Ottawa, the capital of Canada and the 4th largest city in the country, is located on the south bank of the Ottawa River in the eastern region of Southern Ontario, and contains the mouths of the Rideau River and Rideau Canal. This city is not densely populated, with only a population of about 890,000 as of 2011.
As of June 29, 2007, the Rideau Canal, which stretches 202 km (126 mi) to Kingston, Fort Henry and four Martello towers in the Kingston area was recognized as an UNESCO World Heritage Site. Unfortunately, we merely passed by Rideau Canal while on the coach and only managed to take 1 miserable shot of this world heritage site… 😦
The canal was constructed as a preventive military measure by the British as during the War of 1812, the United States had intended to invade the British colony of Upper Canada via the St. Lawrence River. It remains in use today primarily for pleasure boating, with most of its original structures intact, operated by Parks Canada. The locks on the system open for navigation in mid-May and close in mid-October. It is the oldest continuously operated canal system in North America.
Next on the tour itinerary was the Parliament Hill and Peace Tower.

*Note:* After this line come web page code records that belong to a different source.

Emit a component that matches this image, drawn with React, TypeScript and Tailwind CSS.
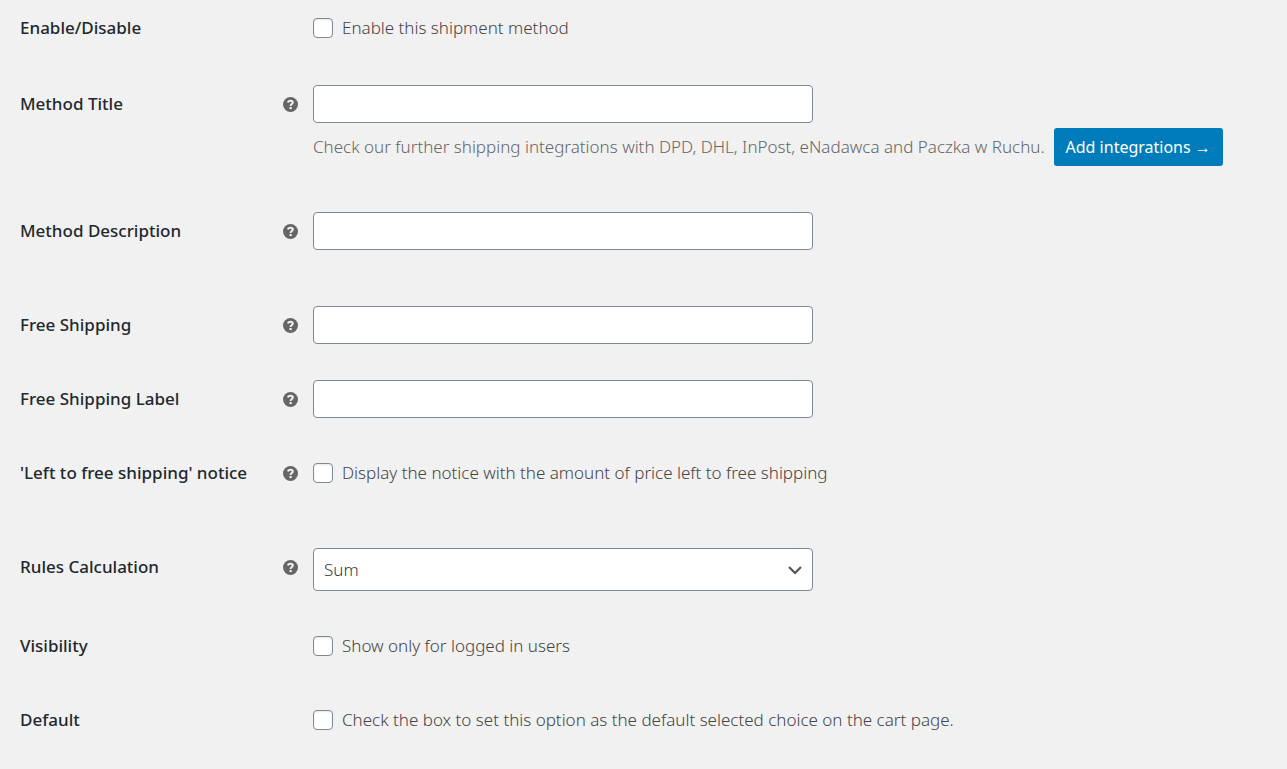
import type { ReactNode } from "react";

const inputClass =
  "block h-[38px] w-full max-w-[500px] rounded border border-[#7e8993] bg-white px-2 text-[#32373c]";

function HelpTip() {
  return (
    <svg className="h-[15px] w-[15px]" viewBox="0 0 15 15" aria-hidden="true">
      <circle cx="7.5" cy="7.5" r="7.5" fill="#666" />
      <path
        d="M5 5.500C5.200 4 6.200 3.700 7.500 3.700c1.400 0 2.300.6 2.300 1.700C9.800 7 7.600 6.900 7.600 8.900"
        fill="none"
        stroke="#f1f1f1"
        strokeWidth="2"
      />
      <rect x="6.500" y="10" width="2.200" height="2.100" fill="#f1f1f1" />
    </svg>
  );
}

type RowProps = {
  id: string;
  label: string;
  help?: boolean;
  className: string;
  children: ReactNode;
};

function Row({ id, label, help, className, children }: RowProps) {
  return (
    <div className={`grid grid-cols-[263px_30px_minmax(0,1fr)] ${className}`}>
      <label htmlFor={id} className="font-medium leading-[38px] text-[#23282d]">
        {label}
      </label>
      <div className="flex h-[38px] items-center">{help && <HelpTip />}</div>
      <div>{children}</div>
    </div>
  );
}

function TextField({ id }: { id: string }) {
  return <input id={id} type="text" className={inputClass} />;
}

function CheckField({ id, text }: { id: string; text: string }) {
  return (
    <div className="flex h-[38px] items-center gap-[9px]">
      <input
        id={id}
        type="checkbox"
        className="h-5 w-5 shrink-0 appearance-none rounded border border-[#7e8993] bg-white shadow-[inset_0_1px_2px_rgba(0,0,0,0.1)]"
      />
      <label htmlFor={id}>{text}</label>
    </div>
  );
}

export default function App() {
  return (
    <main className="min-h-screen bg-[#f1f1f1] px-5 pt-[9px] font-['Noto_Sans',sans-serif] text-[17px] font-light text-[#444]">
      <form>
        <Row id="enabled" label="Enable/Disable" className="pb-[38px]">
          <CheckField id="enabled" text="Enable this shipment method" />
        </Row>
        <Row id="title" label="Method Title" help className="pb-[46px]">
          <TextField id="title" />
          <div className="mt-[5px] flex items-center gap-[9px]">
            <p className="text-[#666]">
              Check our further shipping integrations with DPD, DHL, InPost,
              eNadawca and Paczka w Ruchu.
            </p>
            <a
              href="#integrations"
              className="flex h-[38px] shrink-0 items-center rounded-[3px] bg-[#007cba] px-3 text-[16px] font-normal text-white"
            >
              Add integrations →
            </a>
          </div>
        </Row>
        <Row
          id="description"
          label="Method Description"
          help
          className="pb-14"
        >
          <TextField id="description" />
        </Row>
        <Row id="free" label="Free Shipping" help className="pb-9">
          <TextField id="free" />
        </Row>
        <Row id="free-label" label="Free Shipping Label" help className="pb-9">
          <TextField id="free-label" />
        </Row>
        <Row
          id="notice"
          label="'Left to free shipping' notice"
          help
          className="pb-14"
        >
          <CheckField
            id="notice"
            text="Display the notice with the amount of price left to free shipping"
          />
        </Row>
        <Row id="rules" label="Rules Calculation" help className="pb-9">
          <div className="relative max-w-[500px]">
            <select
              id="rules"
              className="block h-[43px] w-full appearance-none rounded border border-[#7e8993] bg-white pr-8 pl-[10px] text-[#32373c]"
            >
              <option>Sum</option>
            </select>
            <svg
              className="pointer-events-none absolute top-1/2 right-[10px] h-4 w-4 -translate-y-1/2"
              viewBox="0 0 16 16"
              fill="none"
              stroke="#555"
              strokeWidth="2.2"
              aria-hidden="true"
            >
              <path d="M2 5l6 6 6-6" />
            </svg>
          </div>
        </Row>
        <Row id="visibility" label="Visibility" className="pb-9">
          <CheckField id="visibility" text="Show only for logged in users" />
        </Row>
        <Row id="default" label="Default" className="pb-0">
          <CheckField
            id="default"
            text="Check the box to set this option as the default selected choice on the cart page."
          />
        </Row>
      </form>
    </main>
  );
}
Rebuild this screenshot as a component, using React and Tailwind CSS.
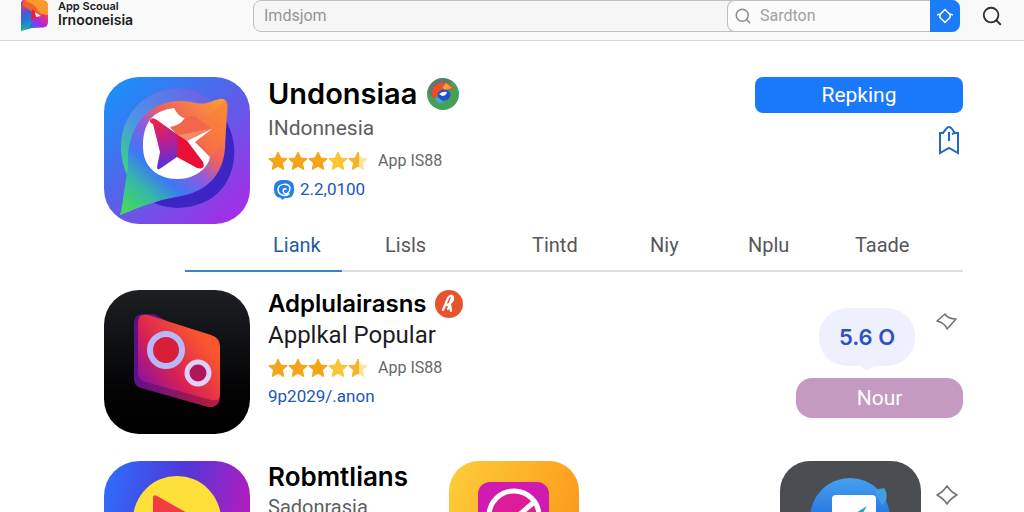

The Gothic revival suite of buildings on the Parliament Hill serves as the home of the Parliament of Canada and contains a number of architectural elements of national symbolic importance including the Peace Tower. Since 2002, an extensive $1 billion renovation and rehabilitation work has been going on for the precinct and the expected completion date will be after 2020!
We proceeded to Confederation Square after this, an urban square in Ottawa, considered as the second most important ceremonial centre in Canada’s capital city, after Parliament Hill. The Square was declared a National Historic Site of Canada in 1984.
Finally we were brought to Sparks Street, the earliest outdoor pedestrian street in Canada when it was converted in 1966. Before its conversion to an outdoor pedestrian street, it was home to a number of parliamentary offices and homes for parliamentarians. Now the pedestrian mall and sidewalk cafes fill the Elgin Street to Bronson Avenue.
It was a Saturday when we visited Ottawa, but Sparks Street was not crowded at all. Maybe because the population is too little for a big city like Ottawa? Hehe nothing much to see or shop at the shops here too, quite a boring and quiet place I must say! 😛
Having visited both the US and Canada capitals, I must say Washington D.C. gave us a solemn feeling, while Ottawa made us feel at peace. Such contrasting feelings although both are capital cities of developed countries!